Symphony orchestras seem to be going for youth these days. The New York Philharmonic just picked Alan Gilbert, a 40-year-old (when I was 25 I didn't consider 40 young but now I do) who is a native New Yorker and son of two Philharmonic musicians, as music director. At least the orchestra knows him; he's been hanging around since he was a kid, and he did a two-week stint as guest conductor last season He has been chief conductor of the Royal Stockholm Philharmonic since 2000, music director of the Santa Fe Opera, and a guest conductor with major orchestras.
Of course, compared to Gustavo Dudamel, a 26-year-old Venezuelan considered the hottest conducting property around, who was hired a couple of months ago by the Los Angeles Philharmonic, Gilbert is almost an old man.
It will be interesting to see how this all works out. The keepers of the institutions are engaged in more navel-gazing than usual about the relevance of symphonic music in the modern world, and agonizing over how to attract audiences with less than fully gray heads. Although I have nothing against people who make "serious" music, one of my great passions, fun, I'm something of a traditionalist. Play it well, play it with passion, don't be too stodgy about new stuff but don't neglect the standard repertoire and those to whom the music speaks will find you. Unfortunately, baffling as it might be to me personally, it's not going to speak to everyone, and I don't know if any amount of music and arts education in schools will remedy that.
But then, when it comes to symphonic music, I've been a traditionalist since I was about 12. It helped that my parents introduced me, but it spoke to me instantly and has never let go. I still have their 78s of Schubert, Bach, Beethoven, Mendelssohn, Mahler and Wagner, though I don't have a contraption that will play them.
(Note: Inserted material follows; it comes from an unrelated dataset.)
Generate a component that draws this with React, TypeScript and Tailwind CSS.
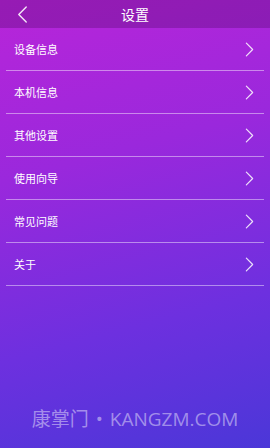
const items = ["设备信息", "本机信息", "其他设置", "使用向导", "常见问题", "关于"]

function Chevron({ left, className }: { left?: boolean; className?: string }) {
  return (
    <svg viewBox="0 0 10 16" className={className} fill="none" stroke="currentColor" strokeWidth={1.3} strokeLinecap="round" strokeLinejoin="round">
      {left ? <polyline points="8.5,1 1.5,8 8.5,15" /> : <polyline points="1.5,1 8.5,8 1.5,15" />}
    </svg>
  )
}

export default function App() {
  return (
    <div
      className="relative flex h-[448px] w-[270px] flex-col overflow-hidden bg-[linear-gradient(165deg,#b925d9_0%,#9a28dc_35%,#6d30df_70%,#4b37d8_100%)] text-white"
      style={{ fontFamily: '"Noto Sans CJK SC", "Noto Sans", sans-serif' }}
    >
      {/* header */}
      <div className="relative flex h-[28px] shrink-0 items-center justify-center bg-[#4a0860]/30">
        <Chevron left className="absolute left-[17px] top-[6px] h-[17px] w-[11px] text-white/90" />
        <span className="text-[14px] leading-none">设置</span>
      </div>

      <div className="flex flex-col">
        {items.map((label) => (
          <div key={label} className="mx-[6px] flex h-[43px] items-center justify-between border-b border-white/45 pl-[8px] pr-[10px]">
            <span className="text-[11px] leading-none">{label}</span>
            <Chevron className="h-[15px] w-[9px] text-white/85" />
          </div>
        ))}
      </div>

      <div
        className="mt-auto mb-[15px] flex items-center justify-center gap-[7px] text-[19px] text-white/45"
        style={{ fontFamily: '"Open Sans", "Noto Sans CJK SC", sans-serif' }}
      >
        <span>康掌门</span>
        <span>•</span>
        <span>KANGZM.COM</span>
      </div>
    </div>
  )
}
As to whether it's better to have a youngster or a seasoned veteran conduct an orchestra, there are valid arguments both ways. I was student conductor of the orchestra when I was in high school, and I had friends who I don't think were just flattering me (though I could have been fooling myself) who claimed the group played with a little more energy and passion when I conducted. Maybe, maybe not. But I do think the conducting gene shows up early, and when somebody has it as a conductor, he or she has it at an early age. A younger conductor is perhaps less inclined than a veteran to go through the motions with familiar material, and to view each concert, each piece, as a new challenge.
On the other hand, if you're any good at something, you should get better with experience. A good musician almost always finds something new in a piece of music -- if it's complex and subtle enough for stuff of value to be there -- each time he or she conducts or performs it. So old age and experience have their value.
It will be fascinating to watch and listen to these two.